Brownian dynamics simulations of Lennard-Jones gas/liquid phase separation and its relevance to gel formation

Abstract

Brownian dynamics computer simulations have been used to follow the phase separation behaviour of model adhesive colloidal systems quenched in temperature from a supercritical state into the two-phase coexistence region, CR, of the phase diagram. The systems studied consisted of monodisperse spherical particles interacting through either 12–6, 24–12 or 36–18 pair potentials. Systems quenched to state points just inside the two-phase boundary initially exhibit negligible domain growth or a period of ‘latency’ before slow decomposition, a feature associated with phase separation by nucleation. Systems quenched further into the two-phase region are characterised by immediate decomposition and more rapid growth of a characteristic length scale, behaviour characteristic of phase separation via a spinodal decomposition mechanism.
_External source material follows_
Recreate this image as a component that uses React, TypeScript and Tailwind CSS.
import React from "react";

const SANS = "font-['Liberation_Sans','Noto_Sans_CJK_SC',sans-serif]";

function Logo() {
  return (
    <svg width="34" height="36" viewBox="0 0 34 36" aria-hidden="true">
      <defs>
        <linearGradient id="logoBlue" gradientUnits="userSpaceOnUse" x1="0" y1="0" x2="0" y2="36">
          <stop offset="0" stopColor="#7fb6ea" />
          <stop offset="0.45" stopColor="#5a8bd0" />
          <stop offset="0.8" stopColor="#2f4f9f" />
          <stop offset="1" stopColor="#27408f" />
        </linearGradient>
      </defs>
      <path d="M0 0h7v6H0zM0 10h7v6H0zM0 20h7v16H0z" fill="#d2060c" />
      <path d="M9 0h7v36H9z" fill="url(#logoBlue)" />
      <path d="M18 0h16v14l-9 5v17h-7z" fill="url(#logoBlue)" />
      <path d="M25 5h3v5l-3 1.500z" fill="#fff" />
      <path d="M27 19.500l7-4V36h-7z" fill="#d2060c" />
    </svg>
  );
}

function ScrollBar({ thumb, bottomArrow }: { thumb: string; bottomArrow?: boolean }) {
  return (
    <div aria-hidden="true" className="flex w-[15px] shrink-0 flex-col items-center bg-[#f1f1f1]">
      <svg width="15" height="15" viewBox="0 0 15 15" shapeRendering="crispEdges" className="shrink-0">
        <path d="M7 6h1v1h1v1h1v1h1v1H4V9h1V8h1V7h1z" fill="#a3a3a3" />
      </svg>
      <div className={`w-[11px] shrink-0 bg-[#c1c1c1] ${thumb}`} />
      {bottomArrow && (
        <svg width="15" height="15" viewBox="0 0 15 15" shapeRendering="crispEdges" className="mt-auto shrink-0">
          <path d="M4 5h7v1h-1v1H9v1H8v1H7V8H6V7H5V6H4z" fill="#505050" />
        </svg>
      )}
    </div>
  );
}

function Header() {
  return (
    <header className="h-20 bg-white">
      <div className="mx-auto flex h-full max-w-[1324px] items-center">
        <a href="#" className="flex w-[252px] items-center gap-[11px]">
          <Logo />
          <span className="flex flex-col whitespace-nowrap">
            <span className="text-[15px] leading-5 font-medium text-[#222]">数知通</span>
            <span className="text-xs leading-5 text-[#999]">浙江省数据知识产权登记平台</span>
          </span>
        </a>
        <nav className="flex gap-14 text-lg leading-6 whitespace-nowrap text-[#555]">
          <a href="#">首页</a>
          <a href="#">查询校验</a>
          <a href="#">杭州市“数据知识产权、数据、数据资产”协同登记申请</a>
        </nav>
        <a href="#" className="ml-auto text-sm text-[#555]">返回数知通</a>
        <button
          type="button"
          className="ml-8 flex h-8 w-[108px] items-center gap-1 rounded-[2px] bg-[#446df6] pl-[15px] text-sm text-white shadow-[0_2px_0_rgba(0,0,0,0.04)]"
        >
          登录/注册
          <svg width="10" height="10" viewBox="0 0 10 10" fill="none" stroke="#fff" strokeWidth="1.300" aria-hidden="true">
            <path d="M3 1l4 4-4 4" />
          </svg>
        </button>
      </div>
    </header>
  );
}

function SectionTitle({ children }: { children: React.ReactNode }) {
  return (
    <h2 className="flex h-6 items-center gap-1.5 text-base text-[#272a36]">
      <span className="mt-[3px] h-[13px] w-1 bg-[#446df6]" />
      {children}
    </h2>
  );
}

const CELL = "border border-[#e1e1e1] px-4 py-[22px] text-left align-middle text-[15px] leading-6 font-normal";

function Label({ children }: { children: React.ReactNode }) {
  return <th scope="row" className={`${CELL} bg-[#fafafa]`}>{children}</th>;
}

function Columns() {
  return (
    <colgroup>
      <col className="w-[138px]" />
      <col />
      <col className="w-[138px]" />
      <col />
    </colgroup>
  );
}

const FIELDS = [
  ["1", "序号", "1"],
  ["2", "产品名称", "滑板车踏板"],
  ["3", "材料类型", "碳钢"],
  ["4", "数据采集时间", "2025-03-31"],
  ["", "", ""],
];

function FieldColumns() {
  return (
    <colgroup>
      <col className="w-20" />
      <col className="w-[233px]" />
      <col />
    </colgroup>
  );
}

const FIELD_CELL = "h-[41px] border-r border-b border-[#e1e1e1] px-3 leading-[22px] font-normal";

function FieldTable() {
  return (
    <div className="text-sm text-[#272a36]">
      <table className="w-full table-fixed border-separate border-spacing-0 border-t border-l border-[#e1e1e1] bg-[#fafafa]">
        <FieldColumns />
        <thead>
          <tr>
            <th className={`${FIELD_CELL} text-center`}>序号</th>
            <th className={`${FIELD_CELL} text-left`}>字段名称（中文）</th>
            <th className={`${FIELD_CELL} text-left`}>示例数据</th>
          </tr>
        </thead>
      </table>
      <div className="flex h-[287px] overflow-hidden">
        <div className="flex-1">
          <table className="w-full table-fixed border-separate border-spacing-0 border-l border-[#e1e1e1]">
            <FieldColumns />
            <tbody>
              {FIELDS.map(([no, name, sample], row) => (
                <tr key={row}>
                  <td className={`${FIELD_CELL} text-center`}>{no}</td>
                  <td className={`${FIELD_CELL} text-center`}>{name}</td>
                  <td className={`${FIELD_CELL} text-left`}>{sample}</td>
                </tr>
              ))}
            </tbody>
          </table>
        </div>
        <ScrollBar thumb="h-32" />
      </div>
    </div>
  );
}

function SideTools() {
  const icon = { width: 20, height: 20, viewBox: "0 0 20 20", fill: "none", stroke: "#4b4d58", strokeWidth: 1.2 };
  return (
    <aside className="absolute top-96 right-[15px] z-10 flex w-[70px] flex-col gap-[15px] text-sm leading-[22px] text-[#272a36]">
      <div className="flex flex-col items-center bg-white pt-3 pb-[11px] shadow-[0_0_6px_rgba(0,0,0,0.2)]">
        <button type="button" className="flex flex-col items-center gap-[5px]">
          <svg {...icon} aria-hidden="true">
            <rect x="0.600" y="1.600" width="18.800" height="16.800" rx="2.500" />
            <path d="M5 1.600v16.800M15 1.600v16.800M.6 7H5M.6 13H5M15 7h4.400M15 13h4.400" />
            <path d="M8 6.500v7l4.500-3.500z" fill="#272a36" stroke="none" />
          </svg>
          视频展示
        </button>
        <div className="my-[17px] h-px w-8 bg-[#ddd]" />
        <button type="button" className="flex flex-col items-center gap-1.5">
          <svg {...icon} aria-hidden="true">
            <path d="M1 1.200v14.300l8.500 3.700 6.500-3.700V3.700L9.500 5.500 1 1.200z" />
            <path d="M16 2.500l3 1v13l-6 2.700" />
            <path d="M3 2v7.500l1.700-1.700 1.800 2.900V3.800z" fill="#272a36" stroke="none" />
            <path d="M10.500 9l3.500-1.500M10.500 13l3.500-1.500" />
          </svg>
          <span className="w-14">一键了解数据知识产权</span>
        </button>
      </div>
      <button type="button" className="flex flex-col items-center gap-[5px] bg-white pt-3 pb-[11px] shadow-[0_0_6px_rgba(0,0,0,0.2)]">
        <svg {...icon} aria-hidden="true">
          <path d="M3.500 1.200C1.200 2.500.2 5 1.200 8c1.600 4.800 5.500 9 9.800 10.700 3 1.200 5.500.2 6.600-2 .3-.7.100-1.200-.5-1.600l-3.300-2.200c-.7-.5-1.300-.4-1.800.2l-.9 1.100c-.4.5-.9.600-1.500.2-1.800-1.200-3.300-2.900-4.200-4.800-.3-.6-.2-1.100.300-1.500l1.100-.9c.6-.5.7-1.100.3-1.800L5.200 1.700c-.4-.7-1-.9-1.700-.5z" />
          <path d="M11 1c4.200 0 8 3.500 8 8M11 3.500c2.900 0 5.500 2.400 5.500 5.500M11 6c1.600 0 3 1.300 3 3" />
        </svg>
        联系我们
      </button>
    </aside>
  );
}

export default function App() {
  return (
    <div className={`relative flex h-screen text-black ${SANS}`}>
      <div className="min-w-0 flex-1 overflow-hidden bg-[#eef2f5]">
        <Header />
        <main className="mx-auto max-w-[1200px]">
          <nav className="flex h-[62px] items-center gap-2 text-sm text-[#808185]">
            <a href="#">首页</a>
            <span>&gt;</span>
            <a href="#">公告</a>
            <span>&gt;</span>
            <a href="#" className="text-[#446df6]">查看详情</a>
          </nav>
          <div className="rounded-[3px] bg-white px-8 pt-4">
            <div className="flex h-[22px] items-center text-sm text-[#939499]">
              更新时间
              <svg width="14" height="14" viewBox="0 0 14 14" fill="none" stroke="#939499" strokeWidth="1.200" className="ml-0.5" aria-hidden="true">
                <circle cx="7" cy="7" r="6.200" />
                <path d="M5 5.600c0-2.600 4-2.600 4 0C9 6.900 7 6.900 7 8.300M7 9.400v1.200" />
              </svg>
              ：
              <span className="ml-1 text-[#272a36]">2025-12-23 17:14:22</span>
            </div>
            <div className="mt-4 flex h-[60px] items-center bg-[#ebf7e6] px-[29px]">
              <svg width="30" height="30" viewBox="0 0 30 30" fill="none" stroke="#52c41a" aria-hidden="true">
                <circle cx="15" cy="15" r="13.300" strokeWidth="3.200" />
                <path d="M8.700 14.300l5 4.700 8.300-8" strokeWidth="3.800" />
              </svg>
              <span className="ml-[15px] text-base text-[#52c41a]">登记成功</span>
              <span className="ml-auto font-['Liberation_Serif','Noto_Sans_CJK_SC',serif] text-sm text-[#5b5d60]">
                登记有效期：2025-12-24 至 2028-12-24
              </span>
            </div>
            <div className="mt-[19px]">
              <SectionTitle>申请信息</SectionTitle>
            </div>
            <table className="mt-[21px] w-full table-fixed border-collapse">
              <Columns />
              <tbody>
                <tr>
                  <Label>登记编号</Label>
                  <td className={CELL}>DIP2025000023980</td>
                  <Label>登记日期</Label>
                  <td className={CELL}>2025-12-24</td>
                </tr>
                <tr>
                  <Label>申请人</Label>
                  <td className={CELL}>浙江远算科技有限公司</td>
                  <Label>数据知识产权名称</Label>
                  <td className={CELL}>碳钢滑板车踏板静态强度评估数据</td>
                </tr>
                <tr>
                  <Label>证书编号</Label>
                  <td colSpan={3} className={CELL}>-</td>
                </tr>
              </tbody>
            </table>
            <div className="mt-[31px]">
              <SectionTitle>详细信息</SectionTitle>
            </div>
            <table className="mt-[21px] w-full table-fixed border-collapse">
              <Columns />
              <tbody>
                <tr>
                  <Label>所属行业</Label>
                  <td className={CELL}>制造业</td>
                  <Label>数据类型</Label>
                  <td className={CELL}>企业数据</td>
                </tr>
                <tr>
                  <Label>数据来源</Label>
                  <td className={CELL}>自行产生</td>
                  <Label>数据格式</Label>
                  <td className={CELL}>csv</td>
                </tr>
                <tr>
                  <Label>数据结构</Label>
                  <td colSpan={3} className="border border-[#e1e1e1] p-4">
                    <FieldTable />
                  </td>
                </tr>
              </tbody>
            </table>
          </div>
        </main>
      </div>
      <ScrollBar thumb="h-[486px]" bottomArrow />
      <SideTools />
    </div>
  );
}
Both domain size and peak height followed a power law growth with time over a period of the separation and some systems exhibit dynamic scaling of the structure factors. For systems at a volume fraction in excess of ca. 0.1 percolating interconnecting networks formed which manifested gel-like properties such as an increasing infinite frequency shear modulus, the appearance of a low-frequency shear modulus and more pronounced power-law behaviour of the stress time autocorrelation functions. The LJ clusters consist of compact regions separated by thin branches, whereas the shorter ranged potentials formed more tenuous gel-like structures. Phase separation was slower for the shorter range attractive potentials.